Initially, sample preparation tests were conducted manually, which involved large numbers of scientists carrying out precise and repetitive tasks, while working under hazardous and PPE-restricted conditions. However, it quickly became apparent that the challenges presented by the COVID virus could be overcome with automated processes.

That’s where cartesian-based robots solutions provided the answer in many of the laboratory applications, as they can be built to many sizes to suit individual requirements. Axes of varying lengths can be combined easily to create robots anywhere from approximately A4 in size, all the way up to gantries that cover an area of more than 30m2. Additionally, these gantries can be fitted with different motors and motion controllers, providing the exact force, speed, and precision needed.

Speed of design

One area where speed has also been of the essence is in delivering designs. We have recently witnessed more pressure for rapid delivery of handling system designs than at any point during the last 30 years in automation. And at Festo we have tackled this head-on, rising to the challenge. Neat innovations in a modular design platform, as well as the development of standardised mounting interfaces, and the wealth of experience in our Core Engineering team, enable customers to now have design concepts for bespoke multi-axis-handing solutions in just a few hours. For example, in one case an urgent request for a health-related application was received late in the day, and we were able to work quickly to provide the customer with 3D drawings by first thing the next morning.

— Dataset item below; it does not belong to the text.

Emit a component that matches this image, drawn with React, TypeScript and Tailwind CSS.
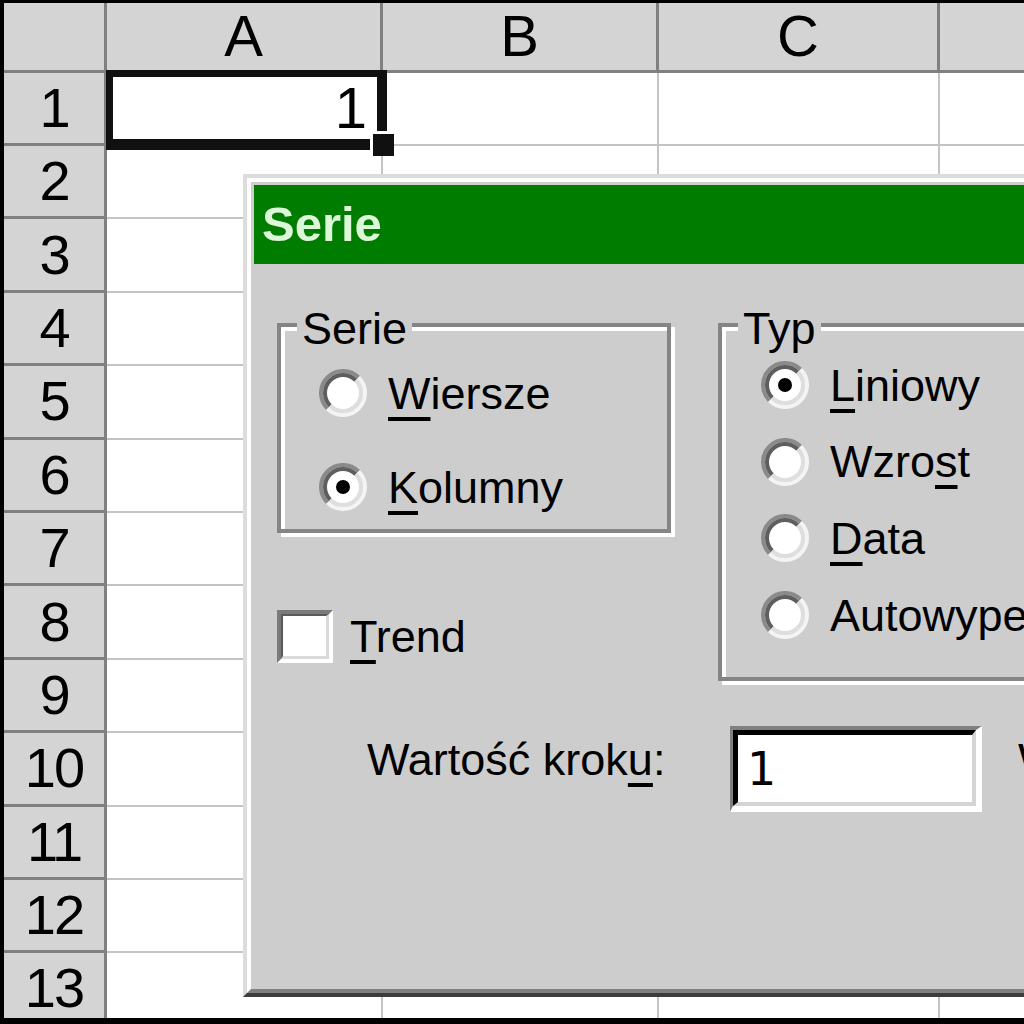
import type { ReactNode } from 'react'

const cols = [
	{ label: 'A', w: 'w-[276px]' },
	{ label: 'B', w: 'w-[276px]' },
	{ label: 'C', w: 'w-[281px]' },
	{ label: '', w: 'w-[277px]' },
]

const rows = [1, 2, 3, 4, 5, 6, 7, 8, 9, 10, 11, 12, 13]

const Key = ({ children }: { children: ReactNode }) => (
	<u className="underline decoration-[4px] underline-offset-[8px]">{children}</u>
)

const RadioDot = ({ checked }: { checked?: boolean }) => (
	<svg width="48" height="48" viewBox="0 0 48 48" className="flex-none">
		<circle cx="24" cy="24" r="20" fill="#fff" />
		<path d="M8.44 39.56 A22 22 0 0 1 39.56 8.44" fill="none" stroke="#8a8a8a" strokeWidth="4" />
		<path d="M39.56 8.44 A22 22 0 0 1 8.44 39.56" fill="none" stroke="#f4f4f4" strokeWidth="4" />
		<path d="M11.27 36.73 A18 18 0 0 1 36.73 11.27" fill="none" stroke="#5e5e5e" strokeWidth="4" />
		<path d="M36.73 11.27 A18 18 0 0 1 11.27 36.73" fill="none" stroke="#dedede" strokeWidth="4" />
		{checked && <circle cx="24" cy="24" r="7" fill="#000" />}
	</svg>
)

const Radio = ({ checked, children }: { checked?: boolean; children: ReactNode }) => (
	<div className="flex h-[48px] items-center">
		<RadioDot checked={checked} />
		<span className="ml-[21px] whitespace-nowrap text-[45px] leading-none">{children}</span>
	</div>
)

const Group = ({ legend, className, children }: { legend: string; className: string; children: ReactNode }) => (
	<div
		className={`relative flex-none border-4 border-[#858585] shadow-[inset_4px_4px_0_#fff,4px_4px_0_#fff] ${className}`}
	>
		<span className="absolute left-[16px] top-[-21px] bg-[#cdcdcd] px-[5px] text-[45px] leading-none">
			{legend}
		</span>
		{children}
	</div>
)

export default function App() {
	return (
		<div className="relative h-[1024px] w-[1024px] overflow-hidden border-b-[6px] border-l-4 border-t-[3px] border-black bg-white font-['Liberation_Sans',Arial,sans-serif] text-black">
			{/* column headers */}
			<div className="flex h-[69.6px] border-b-[3px] border-[#808080] bg-[#d4d4d4]">
				<div className="w-[103px] flex-none border-r-[3px] border-[#808080]" />
				{cols.map((c, i) => (
					<div
						key={i}
						className={`${c.w} flex flex-none items-center justify-center border-r-[3px] border-[#808080] text-[58px] leading-none`}
					>
						{c.label}
					</div>
				))}
			</div>

			{/* rows */}
			{rows.map((r) => (
				<div key={r} className="flex h-[73.4px]">
					<div className="flex w-[103px] flex-none items-center justify-center border-b-[3px] border-r-[3px] border-[#808080] bg-[#d4d4d4] text-[56px] leading-none tracking-[-2px]">
						{r}
					</div>
					{cols.map((c, i) => (
						<div
							key={i}
							className={`${c.w} flex flex-none items-center justify-end border-b-2 border-r-2 border-[#c4c4c4] pr-[14px] text-[58px] leading-none`}
						>
							{r === 1 && i === 0 ? '1' : ''}
						</div>
					))}
				</div>
			))}

			{/* active cell */}
			<div className="absolute left-[102px] top-[67px] h-[80px] w-[281px] border-b-[11px] border-l-[7px] border-r-[10px] border-t-[7px] border-[#101010]" />
			<div className="absolute left-[366px] top-[128px] h-[25px] w-[24px] border-l-[3px] border-t-[3px] border-white bg-[#101010]" />

			{/* Serie dialog */}
			<div className="absolute left-[239px] top-[171px] h-[823px] w-[900px] border-b-4 border-l-4 border-t-4 border-[#dcdcdc] border-b-[#3c3c3c] bg-[#cdcdcd]">
				<div className="flex h-full flex-col border-b-4 border-l-4 border-t-4 border-white border-b-[#808080] p-[3px] pr-0">
					<div className="flex h-[79px] flex-none items-center bg-[#007c00] pl-[8px] text-[49px] font-bold leading-none text-[#dcf8d8]">
						Serie
					</div>

					<div className="flex flex-1 flex-col pl-[23px] pt-[59px]">
						<div className="flex items-start">
							<div className="flex flex-none flex-col">
								<Group legend="Serie" className="h-[210px] w-[394px] pl-[38px] pt-[42px]">
									<div className="flex flex-col gap-[46px]">
										<Radio>
											<Key>W</Key>iersze
										</Radio>
										<Radio checked>
											<Key>K</Key>olumny
										</Radio>
									</div>
								</Group>

								<div className="mt-[77px] flex items-center">
									<div className="h-[53px] w-[56px] flex-none border-b-4 border-l-4 border-r-4 border-t-4 border-[#7a7a7a] border-b-white border-r-white">
										<div className="h-full w-full border-b-[3px] border-l-2 border-r-[3px] border-t-2 border-[#5a5a5a] border-b-[#dadada] border-r-[#dadada] bg-white" />
									</div>
									<span className="ml-[17px] text-[45px] leading-none">
										<Key>T</Key>rend
									</span>
								</div>
							</div>

							<Group legend="Typ" className="ml-[47px] h-[358px] w-[420px] pl-[39px] pt-[34px]">
								<div className="flex flex-col gap-[28.7px]">
									<Radio checked>
										<Key>L</Key>iniowy
									</Radio>
									<Radio>
										Wzro<Key>s</Key>t
									</Radio>
									<Radio>
										<Key>D</Key>ata
									</Radio>
									<Radio>Autowypełnianie</Radio>
								</div>
							</Group>
						</div>

						<div className="mt-[45px] flex items-start">
							<span className="ml-[90px] mt-[11px] w-[363px] flex-none whitespace-nowrap text-[45px] leading-none">
								Wartość krok<Key>u</Key>:
							</span>
							<div className="h-[86px] w-[252px] flex-none border-b-[6px] border-l-[3px] border-r-[6px] border-t-4 border-[#808080] border-b-white border-r-white">
								<div className="flex h-full items-center border-b-4 border-l-[5px] border-r-4 border-t-[5px] border-black border-b-[#d4d4d4] border-r-[#d4d4d4] bg-white pl-[9px] font-['DejaVu_Sans',sans-serif] text-[46px] leading-none">
									1
								</div>
							</div>
							<span className="ml-[36px] mt-[11px] flex-none whitespace-nowrap text-[45px] leading-none">
								Wartość końcowa:
							</span>
						</div>
					</div>
				</div>
			</div>
		</div>
	)
}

The unprecedented speed of this delivery was made possible thanks to novel design and selection software for cartesian and gantry systems called Handling Guide Online (HGO). The HGO system enables users to input the application parameters such as stroke, length, mass to be moved, and feed forces, and then it provides a range of suggested solutions prioritising them according to the users’ most critical factors. For example, this could be price, power, or safety factors.

Here is where the vision behind Industry 4.0 comes into play. The models created within the HGO contain not only the simulations but also the mechanical design and bill of materials. The 3D CAD drawing is created in numerous formats simultaneously and even includes documentation for electrical wiring and programming I/O allocations. All this data seamlessly transfers into the preferred documentation software such as EPLAN. Kinematic models can be picked up within higher-level simulation packages, enabling the simulation of complete stations. The operating (PLC) program can be pre-written and virtually commissioned: all before any metal is cut or assembled.

What the future holds

The rise of digital technologies and developments in automation has made our ability to adapt easily possible. For example, during the COVID pandemic, when social distancing measures were in place and many people were forced to work from home or in isolation, video conferencing became standard practice.

These digital technologies have also supported engineers and enabled them to work more efficiently and progress their projects more quickly. Prior to the pandemic, face-to-face consultations took place between designers and suppliers. However, remote consultation has become the norm and is typically faster than site visits. Furthermore, the increased access to free-of-charge and easy-to-use software is allowing designers to specify many handling systems themselves.

With faster online services ultimately providing many benefits and helping engineers meet their needs, there’s no turning back. We have got used to a new way of working, which is here to stay and we are well-placed to support the increased demand for automation and robotics.